By such deeds is the valiant Beaudrot endeared to the men of Mobile and thereabouts. But, at last, upon some unjust pretext, during the administration of Governor Kerlerec, some years after, we find him imprisoned at a frontier French post on Cat Island, by the tyrannical command of a monster of the Chopart school, named Duroux; who had long exercised the most degrading oppression over the helpless privates of his command. He forced his soldiers to cultivate his gardens; to burn coal, to make lime; and he sold the produce of their labor for his own profit. Those who refused the unsoldierly duty he would have tied naked to trees, to endure the poisonous stings of the bloodthirsty insects of the swamp. Some of those thus tortured fled to New Orleans with their complaints; but apparently from some fancied necessity such as often governs military discipline, of maintaining authority, however abused, Kerlerec sends them back to their duty unsatisfied. Duroux now increases his abuses, and deprives them of all food except spoiled bread. The wretched men, furious at their misery, conspire against their tyrant, slay him, strip the corpse and cast it out unburied into the sea; and then rifling the stores at the little fort, for once they enjoy sumptuous fare.
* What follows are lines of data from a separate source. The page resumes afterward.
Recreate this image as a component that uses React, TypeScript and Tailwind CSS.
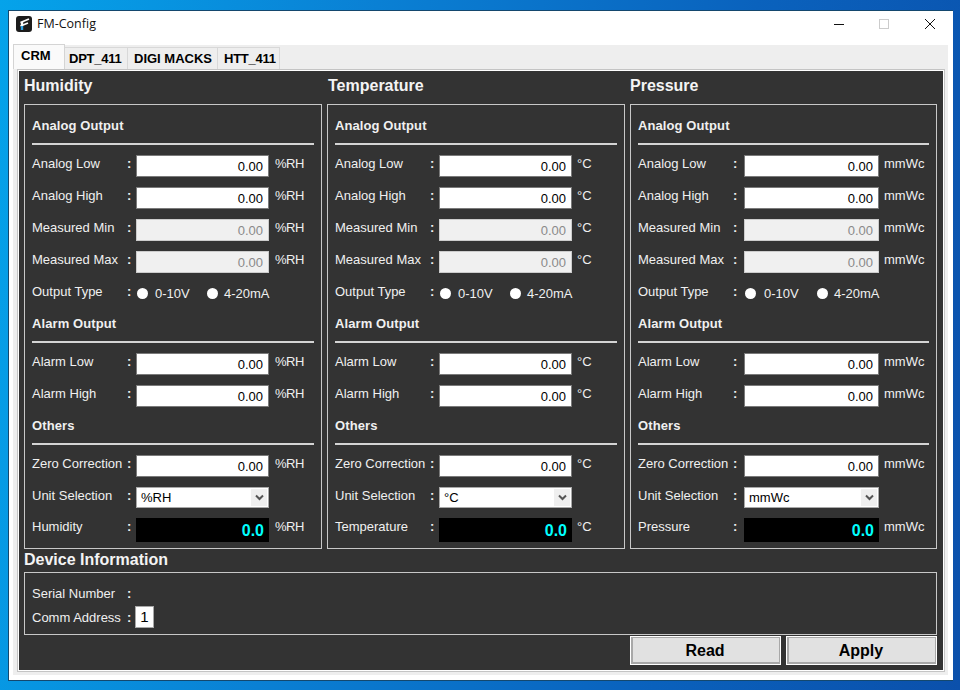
import React from "react";

type PanelProps = {
  unit: string;
  last: string;
  wide?: boolean;
  unitGap: string;
};

function Row({ label, wide, children }: { label: string; wide?: boolean; children: React.ReactNode }) {
  return (
    <div className="flex items-start">
      <div className="w-[95px] h-4 mt-[1px] leading-4 whitespace-nowrap">{label}</div>
      <div className={wide ? "w-[11px] h-4 mt-[1px] leading-4 font-bold" : "w-[9px] h-4 mt-[1px] leading-4 font-bold"}>:</div>
      {children}
    </div>
  );
}

function Field({ label, unit, wide, unitGap, disabled }: { label: string; unit: string; wide?: boolean; unitGap: string; disabled?: boolean }) {
  const w = wide ? "w-[135px]" : "w-[133px]";
  return (
    <Row label={label} wide={wide}>
      <input
        readOnly
        value="0.00"
        className={
          disabled
            ? `${w} h-[22px] border border-[#cccccc] bg-[#f0f0f0] text-[#8a8a8a] text-right pr-[5px] pt-[1px] text-[13px] outline-none`
            : `${w} h-[22px] border border-[#7a7a7a] bg-white text-black text-right pr-[5px] pt-[1px] text-[13px] outline-none`
        }
      />
      <div className={`${unitGap} h-4 mt-[1px] leading-4`}>{unit}</div>
    </Row>
  );
}

function Section({ title, heightClass }: { title: string; heightClass: string }) {
  return (
    <div className={`${heightClass} flex flex-col justify-end`}>
      <div className="font-bold leading-4 tracking-[0.1px] mb-[9px]">{title}</div>
      <div className="h-[2px] bg-[#d4d4d4]" />
    </div>
  );
}

function Panel({ unit, last, wide, unitGap }: PanelProps) {
  const w = wide ? "w-[135px]" : "w-[133px]";
  return (
    <div className="h-[445px] border border-[#c8c8c8] px-[7px] flex flex-col">
      <div className="h-[38px] flex flex-col justify-start pt-[13px]">
        <div className="font-bold leading-4 tracking-[0.1px]">Analog Output</div>
      </div>
      <div className="h-[2px] bg-[#d4d4d4]" />
      <div className="flex flex-col gap-[10px] pt-[10px]">
        <Field label="Analog Low" unit={unit} wide={wide} unitGap={unitGap} />
        <Field label="Analog High" unit={unit} wide={wide} unitGap={unitGap} />
        <Field label="Measured Min" unit={unit} wide={wide} unitGap={unitGap} disabled />
        <Field label="Measured Max" unit={unit} wide={wide} unitGap={unitGap} disabled />
      </div>
      <div className="h-[30px] pt-[10px]">
        <Row label="Output Type" wide={wide}>
          <div className="flex items-center h-[18px] pt-[3px]">
            <div className={wide ? "w-[73px] flex items-center pl-[1px]" : "w-[71px] flex items-center pl-[1px]"}>
              <div className="w-[11px] h-[11px] rounded-full bg-white" />
              <div className={wide ? "ml-[8px]" : "ml-[7px]"}>0-10V</div>
            </div>
            <div className="flex items-center">
              <div className="w-[11px] h-[11px] rounded-full bg-white" />
              <div className="ml-[6px]">4-20mA</div>
            </div>
          </div>
        </Row>
      </div>
      <Section title="Alarm Output" heightClass="h-[40px]" />
      <div className="flex flex-col gap-[10px] pt-[10px]">
        <Field label="Alarm Low" unit={unit} wide={wide} unitGap={unitGap} />
        <Field label="Alarm High" unit={unit} wide={wide} unitGap={unitGap} />
      </div>
      <Section title="Others" heightClass="h-[38px]" />
      <div className="flex flex-col gap-[10px] pt-[10px]">
        <Field label="Zero Correction" unit={unit} wide={wide} unitGap={unitGap} />
        <Row label="Unit Selection" wide={wide}>
          <div className={`${w} h-[21px] border border-[#a8a8a8] bg-white text-black flex items-center justify-between pl-[4px] pr-[1px]`}>
            <span className="pt-[1px]">{unit}</span>
            <div className="w-[16px] h-[17px] bg-[#efefef] flex items-center justify-center">
              <svg width="9" height="7" viewBox="0 0 9 7">
                <path d="M1 1.5 L4.5 5 L8 1.5" fill="none" stroke="#555555" strokeWidth="2" />
              </svg>
            </div>
          </div>
        </Row>
        <Row label={last} wide={wide}>
          <div className={`${w} h-[24px] bg-black text-[#00ffff] font-bold text-[16px] text-right pr-[5px] leading-[26px]`}>0.0</div>
          <div className={`${unitGap} h-4 mt-[1px] leading-4`}>{unit}</div>
        </Row>
      </div>
    </div>
  );
}

function Heading({ children }: { children: React.ReactNode }) {
  return <div className="text-[16px] font-bold leading-[18px] text-[#f4f4f4]">{children}</div>;
}

function ActionButton({ children }: { children: React.ReactNode }) {
  return (
    <button className="w-[151px] h-[29px] border border-white bg-white p-0">
      <span className="flex h-full w-full items-center justify-center border border-[#a8a8a8] border-b-2 border-l-2 bg-[#e1e1e1] pt-[2px] pr-[2px] text-[16px] font-bold text-black">
        {children}
      </span>
    </button>
  );
}

export default function App() {
  return (
    <div className="w-[960px] h-[690px] overflow-hidden pl-[8px] pt-[10px] bg-[linear-gradient(100deg,#05a3ea_0%,#0a80d4_35%,#0a62bd_70%,#0b50ab_100%)] font-['Liberation_Sans',Arial,sans-serif] text-[13px]">
      <div className="w-[945px] h-[671px] bg-white border-l border-t border-b border-[#14486e] flex flex-col">
        <div className="h-[34px] pb-[8px] flex items-center shrink-0">
          <svg className="ml-[7px]" width="16" height="16" viewBox="0 0 16 16">
            <rect x="0" y="0" width="16" height="16" rx="3" fill="#1c1c1c" />
            <path d="M4.5 6.5 L13 3 M4.5 10 L12 7" stroke="#ffffff" strokeWidth="1.8" fill="none" />
            <path d="M6 6 L6 10" stroke="#ffffff" strokeWidth="2.4" fill="none" />
            <path d="M6 10 L6 14" stroke="#2f9fe0" strokeWidth="2.4" fill="none" />
          </svg>
          <div className="ml-[5px] font-['Open_Sans',sans-serif] text-[12.5px] text-[#111111]">FM-Config</div>
          <div className="ml-auto flex items-center">
            <svg width="10" height="10" viewBox="0 0 10 10" className="mr-[35px]">
              <path d="M0 5.5 H10" stroke="#111111" strokeWidth="1" />
            </svg>
            <svg width="10" height="10" viewBox="0 0 10 10" className="mr-[36px]">
              <rect x="0.5" y="0.5" width="9" height="9" fill="none" stroke="#cccccc" strokeWidth="1" />
            </svg>
            <svg width="10" height="10" viewBox="0 0 10 10" className="mr-[18px]">
              <path d="M0 0 L10 10 M10 0 L0 10" stroke="#111111" strokeWidth="1" />
            </svg>
          </div>
        </div>
        <div className="ml-[4px] w-[935px] h-[630px] bg-[#eeeeee] shrink-0">
          <div className="flex items-end h-[24px] font-bold text-[13px] text-black">
            <div className="w-[52px] h-[25px] bg-[#fafafa] border-t border-l border-r border-[#d4d4d4] pl-[7px] leading-[21px] z-10">CRM</div>
            <div className="w-[63px] h-[22px] border-t border-r border-[#d8d8d8] pl-[4px] leading-[22px] tracking-[-0.25px]">DPT_411</div>
            <div className="w-[90px] h-[22px] border-t border-r border-[#d8d8d8] pl-[6px] leading-[22px] whitespace-nowrap">DIGI MACKS</div>
            <div className="w-[62px] h-[22px] border-t border-r border-[#d8d8d8] pl-[6px] leading-[22px] tracking-[-0.25px]">HTT_411</div>
          </div>
          <div className="ml-[4px] w-[928px] h-[603px] border border-[#c4c4c4] bg-white p-[1px]">
            <div className="h-full bg-[#333333] text-[#f0f0f0] px-[5px]">
              <div className="h-[33px] grid grid-cols-[298px_298px_307px] gap-x-[5px] pt-[6px]">
                <Heading>Humidity</Heading>
                <div className="pl-[1px]"><Heading>Temperature</Heading></div>
                <Heading>Pressure</Heading>
              </div>
              <div className="grid grid-cols-[298px_298px_307px] gap-x-[5px]">
                <Panel unit="%RH" last="Humidity" unitGap="ml-[6px] tracking-[-0.5px]" />
                <Panel unit="°C" last="Temperature" unitGap="ml-[5px]" />
                <Panel unit="mmWc" last="Pressure" wide unitGap="ml-[5px]" />
              </div>
              <div className="h-[23px] pt-[2px]">
                <Heading>Device Information</Heading>
              </div>
              <div className="w-[913px] h-[63px] border border-[#c8c8c8] px-[7px] pt-[12px]">
                <div className="h-[21px]">
                  <Row label="Serial Number"><span /></Row>
                </div>
                <div className="flex items-center h-[22px]">
                  <div className="w-[95px] leading-4 mt-[1px]">Comm Address</div>
                  <div className="w-[8px] leading-4 mt-[1px] font-bold">:</div>
                  <input readOnly value="1" className="w-[19px] h-[22px] border border-[#a8a8a8] bg-white text-black text-center text-[15px] outline-none" />
                </div>
              </div>
              <div className="flex justify-end gap-[5px] mt-[1px] w-[913px]">
                <ActionButton>Read</ActionButton>
                <ActionButton>Apply</ActionButton>
              </div>
            </div>
          </div>
        </div>
      </div>
    </div>
  );
}
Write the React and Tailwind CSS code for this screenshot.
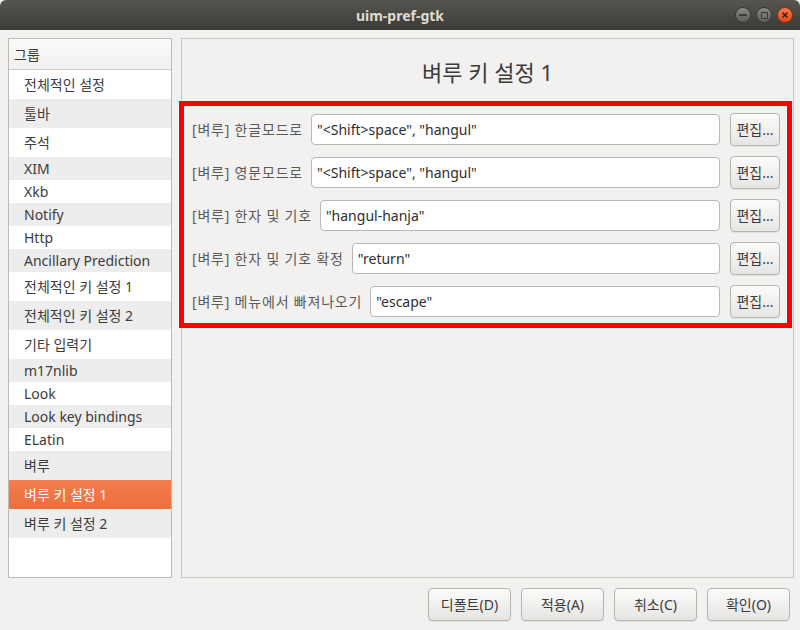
import React from 'react';

const font = { fontFamily: '"Noto Sans", "Noto Sans CJK KR", sans-serif' };

const groups = [
  { name: '전체적인 설정', tall: true },
  { name: '툴바', tall: true },
  { name: '주석', tall: true },
  { name: 'XIM' },
  { name: 'Xkb' },
  { name: 'Notify' },
  { name: 'Http' },
  { name: 'Ancillary Prediction' },
  { name: '전체적인 키 설정 1', tall: true },
  { name: '전체적인 키 설정 2', tall: true },
  { name: '기타 입력기', tall: true },
  { name: 'm17nlib' },
  { name: 'Look' },
  { name: 'Look key bindings' },
  { name: 'ELatin' },
  { name: '벼루', tall: true },
  { name: '벼루 키 설정 1', tall: true, selected: true },
  { name: '벼루 키 설정 2', tall: true },
];

const keys = [
  { label: '[벼루] 한글모드로', value: '"<Shift>space", "hangul"' },
  { label: '[벼루] 영문모드로', value: '"<Shift>space", "hangul"' },
  { label: '[벼루] 한자 및 기호', value: '"hangul-hanja"' },
  { label: '[벼루] 한자 및 기호 확정', value: '"return"' },
  { label: '[벼루] 메뉴에서 빠져나오기', value: '"escape"' },
];

function GtkButton({ children, className = '' }) {
  return (
    <button
      className={`rounded-[4px] border border-[#b6b4b0] bg-gradient-to-b from-[#fbfbfa] to-[#e6e5e3] text-[14px] text-[#3c3c3c] shadow-[0_1px_0_rgba(0,0,0,0.06)] ${className}`}
    >
      {children}
    </button>
  );
}

function App() {
  return (
    <div className="w-[800px] h-[630px] flex flex-col bg-[#f2f1f0] overflow-hidden" style={font}>
      {/* title bar */}
      <div className="h-[30px] shrink-0 relative flex items-center justify-center bg-gradient-to-b from-[#56554f] to-[#3c3b37] rounded-t-[6px]">
        <span className="text-[14px] font-bold text-[#dfdbd2]">uim-pref-gtk</span>
        <div className="absolute right-[7px] top-[7px] flex gap-[5px]">
          <div className="w-[16px] h-[16px] rounded-full bg-gradient-to-b from-[#8a8984] to-[#5f5e5a] border border-[#3a3935] flex items-center justify-center">
            <div className="w-[8px] h-[2px] bg-[#3c3b37]" />
          </div>
          <div className="w-[16px] h-[16px] rounded-full bg-gradient-to-b from-[#8a8984] to-[#5f5e5a] border border-[#3a3935] flex items-center justify-center">
            <div className="w-[7px] h-[7px] border-[1.5px] border-[#3c3b37]" />
          </div>
          <div className="w-[16px] h-[16px] rounded-full bg-gradient-to-b from-[#f47a4c] to-[#df4a16] border border-[#8a2c0c] flex items-center justify-center">
            <svg width="8" height="8" viewBox="0 0 8 8">
              <path d="M1.5 1.5 L6.5 6.5 M6.5 1.5 L1.5 6.5" stroke="#4a1a08" strokeWidth="1.5" />
            </svg>
          </div>
        </div>
      </div>

      {/* main */}
      <div className="flex-1 flex gap-[9px] pt-[8px] pl-[8px] pr-[6px]">
        {/* sidebar */}
        <div className="w-[164px] shrink-0 border border-[#bcbab6] bg-white flex flex-col">
          <div className="h-[31px] shrink-0 flex items-center pl-[5px] text-[14px] text-[#3c3c3c] bg-gradient-to-b from-[#fbfbfa] to-[#f1f0ef] border-b border-[#cfcdca]">
            그룹
          </div>
          {groups.map((g, i) => (
            <div
              key={g.name}
              className={`${g.tall ? 'h-[29px]' : 'h-[23px]'} shrink-0 flex items-center pl-[15px] text-[14px] whitespace-nowrap ${
                g.selected
                  ? 'bg-gradient-to-b from-[#f27d4e] to-[#ee6e3c] text-white'
                  : i % 2 === 1
                  ? 'bg-[#ededed] text-[#3c3c3c]'
                  : 'bg-white text-[#3c3c3c]'
              }`}
            >
              {g.name}
            </div>
          ))}
        </div>

        {/* settings panel */}
        <div className="flex-1 border border-[#c8c6c2] flex flex-col">
          <div className="h-[62px] shrink-0 flex items-center justify-center pt-[5px] text-[22px] text-[#3c3c3c]">
            벼루 키 설정 1
          </div>
          <div className="-ml-[3px] mr-[1px] border-[5px] border-[#ff0000] pt-[7px] pb-[5px] pl-[8px] pr-[7px] flex flex-col gap-[10px]">
            {keys.map((k) => (
              <div key={k.label} className="h-[33px] flex items-center">
                <span className="text-[14px] tracking-[0.8px] text-[#5a5a5a] whitespace-nowrap">{k.label}</span>
                <div className="ml-[8px] flex-1 h-[31px] rounded-[4px] border border-[#b9b7b3] bg-white flex items-center pl-[5px] text-[14px] text-[#2e2e2e] whitespace-nowrap">
                  {k.value}
                </div>
                <GtkButton className="ml-[10px] w-[50px] h-[33px] shrink-0">편집...</GtkButton>
              </div>
            ))}
          </div>
        </div>
      </div>

      {/* bottom buttons */}
      <div className="h-[52px] shrink-0 flex items-center justify-end gap-[10px] pr-[10px] pt-[1px]">
        <GtkButton className="w-[83px] h-[33px]">디폴트(D)</GtkButton>
        <GtkButton className="w-[83px] h-[33px]">적용(A)</GtkButton>
        <GtkButton className="w-[83px] h-[33px]">취소(C)</GtkButton>
        <GtkButton className="w-[83px] h-[33px]">확인(O)</GtkButton>
      </div>
    </div>
  );
}

export default App;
But after such mutiny they can no longer remain

in the French colony; so they release Beaudrot from prison, and compel him to act as their guide towards the English in Georgia. Doubtless, he was not much grieved at the opportunity; and so he leads them in good faith through distant and circuitous routes to the Indian town of Coweta on the Chattahoochie, and there receiving from them a formal certificate that he was not concerned in the death of Duroux, and had acted by compulsion in assisting their flight, they dismiss him, and he returns quietly to his home near Mobile.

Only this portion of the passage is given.